What is needed —
Transcribe the full listing exactly, and drop every picture.

==========

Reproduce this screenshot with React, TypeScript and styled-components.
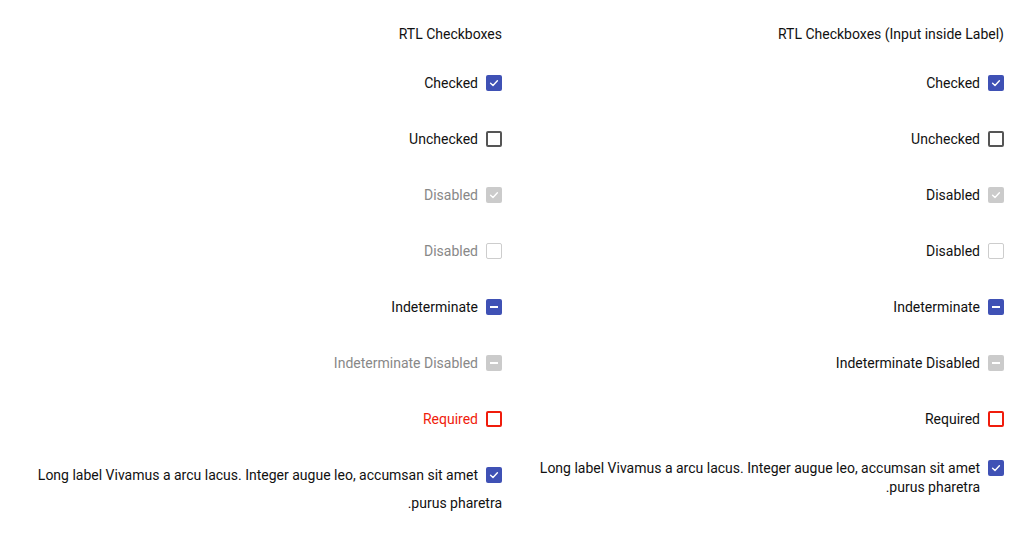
import styled, { createGlobalStyle } from 'styled-components';

const GlobalStyle = createGlobalStyle`
    body {
        margin: 0;
        background: #fff;
        font-family: Roboto, "Liberation Sans", sans-serif;
        font-size: 14px;
        color: #111;
    }
`

type State = 'checked' | 'unchecked' | 'indeterminate'
type Item = {
    label: string
    state: State
    disabled?: boolean
    required?: boolean
}

const items: Item[] = [
    { label: 'Checked', state: 'checked' },
    { label: 'Unchecked', state: 'unchecked' },
    { label: 'Disabled', state: 'checked', disabled: true },
    { label: 'Disabled', state: 'unchecked', disabled: true },
    { label: 'Indeterminate', state: 'indeterminate' },
    { label: 'Indeterminate Disabled', state: 'indeterminate', disabled: true },
    { label: 'Required', state: 'unchecked', required: true },
    { label: 'Long label Vivamus a arcu lacus. Integer augue leo, accumsan sit amet purus pharetra.', state: 'checked' },
]

const Page = styled.div`
    display: grid;
    grid-template-columns: 1fr 1fr;
    column-gap: 20px;
    padding: 24px 20px;
`
const Column = styled.section`
    display: flex;
    flex-direction: column;
    min-width: 0;
    direction: rtl;
`
const Title = styled.div`
    line-height: 20px;
    margin-bottom: 11px;
`
// inline flow row: the box sits at the line start and text wraps under it
const FlowRow = styled.div`
    padding: 14px 0;
    line-height: 28px;
`
const FlowLabel = styled.span<{ $disabled?: boolean; $required?: boolean }>`
    color: ${({ $disabled, $required }) => $disabled ? '#888' : $required ? '#f01c0c' : '#111'};
`
const FlexRow = styled.div<{ $long?: boolean }>`
    display: flex;
    align-items: center;
    min-height: 56px;
    padding-top: ${({ $long }) => $long ? '3px' : '0'};
`
const FlexLabel = styled.label`
    display: flex;
    align-items: flex-start;
    gap: 8px;
    line-height: 19px;
    color: #111;
`
const Box = styled.span<{ $state: State; $disabled?: boolean; $required?: boolean; $inline?: boolean }>`
    display: ${({ $inline }) => $inline ? 'inline-flex' : 'flex'};
    vertical-align: middle;
    align-items: center;
    justify-content: center;
    box-sizing: border-box;
    flex: none;
    width: 16px;
    height: 16px;
    margin-left: ${({ $inline }) => $inline ? '8px' : '0'};
    margin-top: ${({ $inline }) => $inline ? '-3px' : '1px'};
    border-radius: 2px;
    background: ${({ $state, $disabled }) => $state === 'unchecked' ? '#fff' : $disabled ? '#cbcbcb' : '#3f51b5'};
    border: ${({ $state, $disabled, $required }) => $state !== 'unchecked' ? 'none'
        : $disabled ? '1.5px solid #cdcdcd'
        : $required ? '2px solid #f01c0c'
        : '2px solid #555'};
`

function Mark({ state }: { state: State }) {
    if (state === 'checked') {
        return (
            <svg width="16" height="16" viewBox="0 0 16 16">
                <polyline points="4.6,8.2 7,10.5 11.4,5.8" fill="none" stroke="#fff" strokeWidth="1.4" strokeLinecap="round" strokeLinejoin="round" />
            </svg>
        )
    }
    if (state === 'indeterminate') {
        return (
            <svg width="16" height="16" viewBox="0 0 16 16">
                <rect x="4" y="7" width="8" height="2" fill="#fff" />
            </svg>
        )
    }
    return null
}

function App() {
    return (
        <>
            <GlobalStyle />
            <Page>
                <Column>
                    <Title>RTL Checkboxes</Title>
                    {items.map((it, i) => (
                        <FlowRow key={i}>
                            <Box $inline $state={it.state} $disabled={it.disabled} $required={it.required}>
                                <Mark state={it.state} />
                            </Box>
                            <FlowLabel $disabled={it.disabled} $required={it.required}>{it.label}</FlowLabel>
                        </FlowRow>
                    ))}
                </Column>
                <Column>
                    <Title>RTL Checkboxes (Input inside Label)</Title>
                    {items.map((it, i) => (
                        <FlexRow key={i} $long={it.label.length > 40}>
                            <FlexLabel>
                                <Box $state={it.state} $disabled={it.disabled} $required={it.required}>
                                    <Mark state={it.state} />
                                </Box>
                                <span>{it.label}</span>
                            </FlexLabel>
                        </FlexRow>
                    ))}
                </Column>
            </Page>
        </>
    )
}
export default App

==========

Solution for this problem —
Reproduce this screenshot with React, TypeScript and styled-components.
import styled, { createGlobalStyle } from 'styled-components';

const GlobalStyle = createGlobalStyle`
    body {
        margin: 0;
        background: #fff;
        font-family: Roboto, "Liberation Sans", sans-serif;
        font-size: 14px;
        color: #111;
    }
`

type State = 'checked' | 'unchecked' | 'indeterminate'
type Item = {
    label: string
    state: State
    disabled?: boolean
    required?: boolean
}

const items: Item[] = [
    { label: 'Checked', state: 'checked' },
    { label: 'Unchecked', state: 'unchecked' },
    { label: 'Disabled', state: 'checked', disabled: true },
    { label: 'Disabled', state: 'unchecked', disabled: true },
    { label: 'Indeterminate', state: 'indeterminate' },
    { label: 'Indeterminate Disabled', state: 'indeterminate', disabled: true },
    { label: 'Required', state: 'unchecked', required: true },
    { label: 'Long label Vivamus a arcu lacus. Integer augue leo, accumsan sit amet purus pharetra.', state: 'checked' },
]

const Page = styled.div`
    display: grid;
    grid-template-columns: 1fr 1fr;
    column-gap: 20px;
    padding: 24px 20px;
`
const Column = styled.section`
    display: flex;
    flex-direction: column;
    min-width: 0;
    direction: rtl;
`
const Title = styled.div`
    line-height: 20px;
    margin-bottom: 11px;
`
// inline flow row: the box sits at the line start and text wraps under it
const FlowRow = styled.div`
    padding: 14px 0;
    line-height: 28px;
`
const FlowLabel = styled.span<{ $disabled?: boolean; $required?: boolean }>`
    color: ${({ $disabled, $required }) => $disabled ? '#888' : $required ? '#f01c0c' : '#111'};
`
const FlexRow = styled.div<{ $long?: boolean }>`
    display: flex;
    align-items: center;
    min-height: 56px;
    padding-top: ${({ $long }) => $long ? '3px' : '0'};
`
const FlexLabel = styled.label`
    display: flex;
    align-items: flex-start;
    gap: 8px;
    line-height: 19px;
    color: #111;
`
const Box = styled.span<{ $state: State; $disabled?: boolean; $required?: boolean; $inline?: boolean }>`
    display: ${({ $inline }) => $inline ? 'inline-flex' : 'flex'};
    vertical-align: middle;
    align-items: center;
    justify-content: center;
    box-sizing: border-box;
    flex: none;
    width: 16px;
    height: 16px;
    margin-left: ${({ $inline }) => $inline ? '8px' : '0'};
    margin-top: ${({ $inline }) => $inline ? '-3px' : '1px'};
    border-radius: 2px;
    background: ${({ $state, $disabled }) => $state === 'unchecked' ? '#fff' : $disabled ? '#cbcbcb' : '#3f51b5'};
    border: ${({ $state, $disabled, $required }) => $state !== 'unchecked' ? 'none'
        : $disabled ? '1.5px solid #cdcdcd'
        : $required ? '2px solid #f01c0c'
        : '2px solid #555'};
`

function Mark({ state }: { state: State }) {
    if (state === 'checked') {
        return (
            <svg width="16" height="16" viewBox="0 0 16 16">
                <polyline points="4.6,8.2 7,10.5 11.4,5.8" fill="none" stroke="#fff" strokeWidth="1.4" strokeLinecap="round" strokeLinejoin="round" />
            </svg>
        )
    }
    if (state === 'indeterminate') {
        return (
            <svg width="16" height="16" viewBox="0 0 16 16">
                <rect x="4" y="7" width="8" height="2" fill="#fff" />
            </svg>
        )
    }
    return null
}

function App() {
    return (
        <>
            <GlobalStyle />
            <Page>
                <Column>
                    <Title>RTL Checkboxes</Title>
                    {items.map((it, i) => (
                        <FlowRow key={i}>
                            <Box $inline $state={it.state} $disabled={it.disabled} $required={it.required}>
                                <Mark state={it.state} />
                            </Box>
                            <FlowLabel $disabled={it.disabled} $required={it.required}>{it.label}</FlowLabel>
                        </FlowRow>
                    ))}
                </Column>
                <Column>
                    <Title>RTL Checkboxes (Input inside Label)</Title>
                    {items.map((it, i) => (
                        <FlexRow key={i} $long={it.label.length > 40}>
                            <FlexLabel>
                                <Box $state={it.state} $disabled={it.disabled} $required={it.required}>
                                    <Mark state={it.state} />
                                </Box>
                                <span>{it.label}</span>
                            </FlexLabel>
                        </FlexRow>
                    ))}
                </Column>
            </Page>
        </>
    )
}
export default App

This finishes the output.